More Evidence Linking
Hostility To Heart Disease

NEW YORK(Reuters Health) -- Researchers have found more evidence that hostility can contribute to heart disease, according to a report in the current issue of the journal Psychosomatic Medicine.
Dr. Raymond Niaura of Brown University School of Medicine in Providence, Rhode Island, and colleagues found that hostility may be linked to the metabolic syndrome -- a set of risk factors associated with heart disease, including obesity, blood pressure, and insulin resistance. Insulin resistance occurs when the body becomes less responsive to the hormone insulin, and may be a precursor of diabetes.
``It has not really been clear how hostility plays itself out in terms of physiological risk,'' said Niaura in an interview with Reuters Health. ``We're seeing how all these things interconnect for the first time.''
The researchers studied over 1,000 men aged 44 to 92 who participated in the Normative Aging Study between 1987 and 1991. When measured on the Cook-Hedley Hostility Scale, the participants with higher hostility scores were more likely to also be overweight, have abdominal and upper body obesity, and have insulin resistance -- all risk factors for heart disease.

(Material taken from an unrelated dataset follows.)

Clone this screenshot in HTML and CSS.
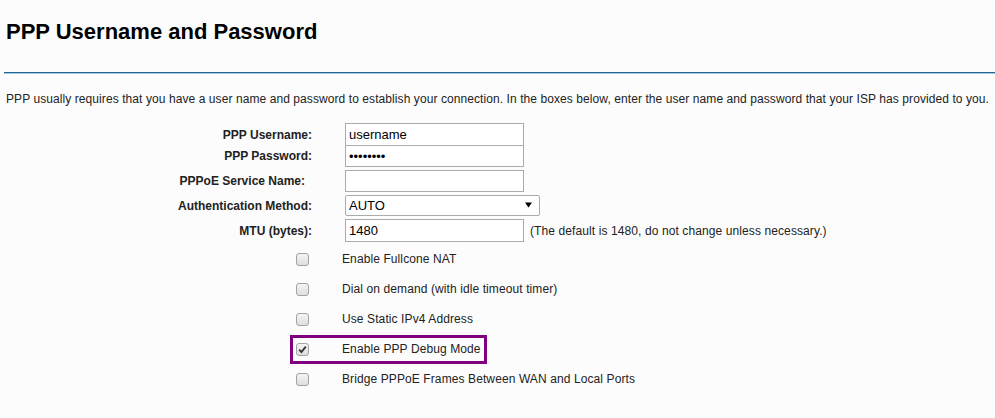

``I'm not sure you could say that if you scored a certain number on the hostility scale, you'd be two or three times more likely to develop cardiovascular disease,'' said Niaura. ''Ultimately, we'll look at how it all plays out in terms of disease.''
Since 98% of the initial sample were older white men, the researchers suggest that it is not known if its findings are applicable to women, younger men or men of different races.
``If people have the metabolic risk factors, they really need to see their doctor,'' advised Niaura.
The study also found more evidence that men with fewer years of education were more likely to be hostile. The finding suggests ``that hostility may be part of the cognitive/emotional/behavioral response to the chronic stress of low socioeconomic status,'' said Niaura in a statement.
More research is needed to take socioeconomic factors into account, and to look for the biological connection between hostility, obesity and heart risk, he said. SOURCE: Psychosomatic Medicine 2000;62:7-16.